When I first attended a monthly fireside at the Matises', the couple who opens their home to all kinds of homos, and family and friends of homos, I was a touch...tentative. I didn't exactly engage much. That's usually my M.O., being the very introverted person I am: I sit back and observe the surroundings at first. I take it in before engaging. I was the quiet new guy in the corner. I also felt a little like the fresh meat being dangled in front of the starving lions. I'm sure the Grahams would have protected me had they been there, but alas, they were not. (If that reference went past you, it's OK.)
Then, by the third month or so, I was feeling more comfortable at the gatherings, and it was just really nice to be around people who were totally comfortable with the whole idea of esperiencing homosexuality as a member of the church. I loved that people from many different perspectives and "journeys" could come together in a spirit of unity and acceptance and share an uplifting message and simple fellowship. It was nice to feel "normal" and totally at ease with it all, at least once a month.
By month five or six, the newness was wearing off, but the fun was in full gear. I no longer felt the need to feel "normal" once a month but was now enjoying the messages given and the fun of seeing people I basically only saw once a month. And to be quite frank, it was hecka fun to get a little flirting in here and there. I do enjoy a good flirt now and then, but I'm a bit of a tease, I guess, 'cause I rarely follow through at all. It's just fun sometimes. Testing body language. Verbal foreplay with no intent on following it up. It's fun. Call me dirty.
Sometime around month seven or eight, I realized the extent to which I was flirting and decided my behavior should probably match my intentions a little more closely. I began to curb the teasing and spent more time reconnecting with those people I see once a month, catching up, and maybe getting to know a couple of new people each time. Just enjoying the company.
Then month ten or twelve, I felt apathy. If I didn't love the Matises so much and enjoy the speakers, I might have started skipping here and there. The magic had worn off, I was feeling distant from mohodom, and I didn't know if it was necessary to be going at this point. I probably would have skipped in November if I hadn't been the one who made arrangements with the guest presenter, who I wanted to hear.
This month: I went probably only because I was curious about the speaker, and I wanted to see the Matises. ...OK, and I had nothing "better" to do. There was something noticeably different about this month, though: I wasn't interested in flirting with anyone. I wasn't interested in finding the cutest faces.
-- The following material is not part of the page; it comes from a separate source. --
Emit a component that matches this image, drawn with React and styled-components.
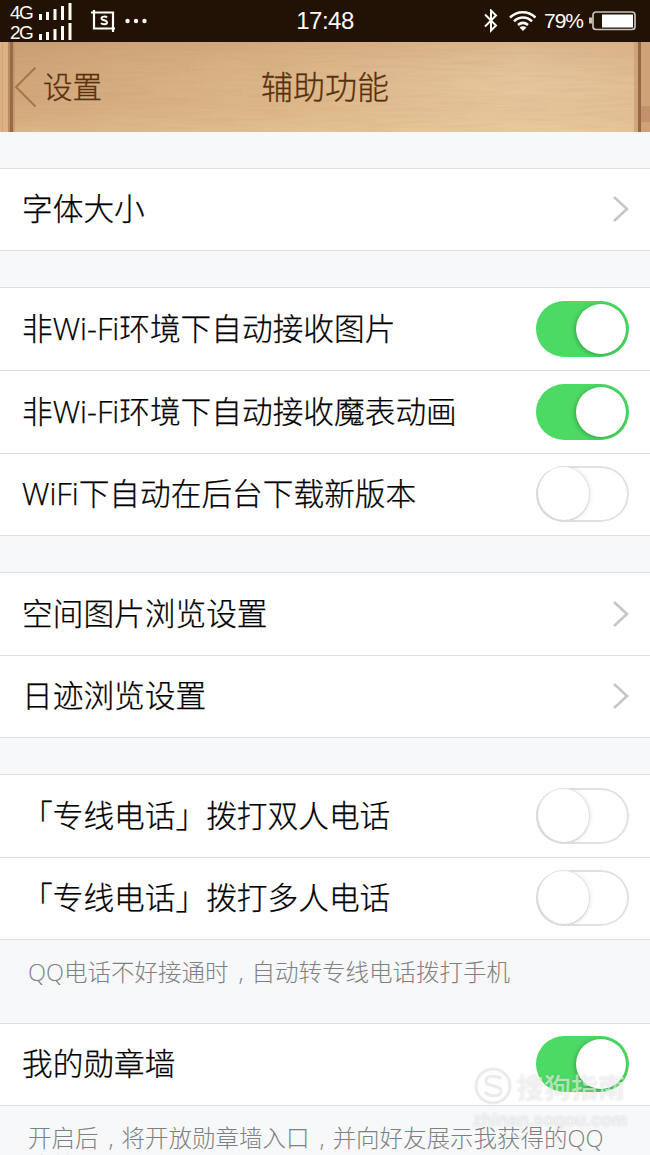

I wasn't even interested only in catching up with my monthly contacts. I was more interested in talking with the guys who seemed to be standing around by themselves. So I talked to them. I'm glad I did. They were nice guys. I realized that my motivations and interactions felt more pure, more focused on others, more meaningful. Suffice it to say: it's nice to feel "real" again for now, to feel sober from self-gratifying interaction and shallow flirtation.
Don't get me wrong, I think there's a balance to be struck, and I've never really been a social slut, nor do I believe all interaction should be serious and laboriously meaningful. I didn't consider my visits with these guys who were standing alone to be charity cases at all. I just wanted to talk to them, and I enjoyed the conversations. I guess it's hard to describe, but I just felt more real, more like me, more down-to-earth than I have in that kind of setting in quite a while. By focusing on others, I felt more like myself. What kind of sense does that make?
And maybe it's also related to my recent efforts to decompartmentalize my somewhat fractured life. Just being me, as opposed to being the church me, the family me, the moho world me, the straight friends me...it adds a dimension of self-accountability and a desire to simply be genuine. I've also been thinking about my relationships with my good friends and what I really value about them and letting that motivate me to try to magnify, in myself, the traits I most value in people around me.
When I tried to leave by saying good-bye to a few people, I enjoyed our brief conversations, and 45 minutes later, I was heading out the door. Man, it seems impossible to get out of there before 10:30. But hey, I guess I like it that way.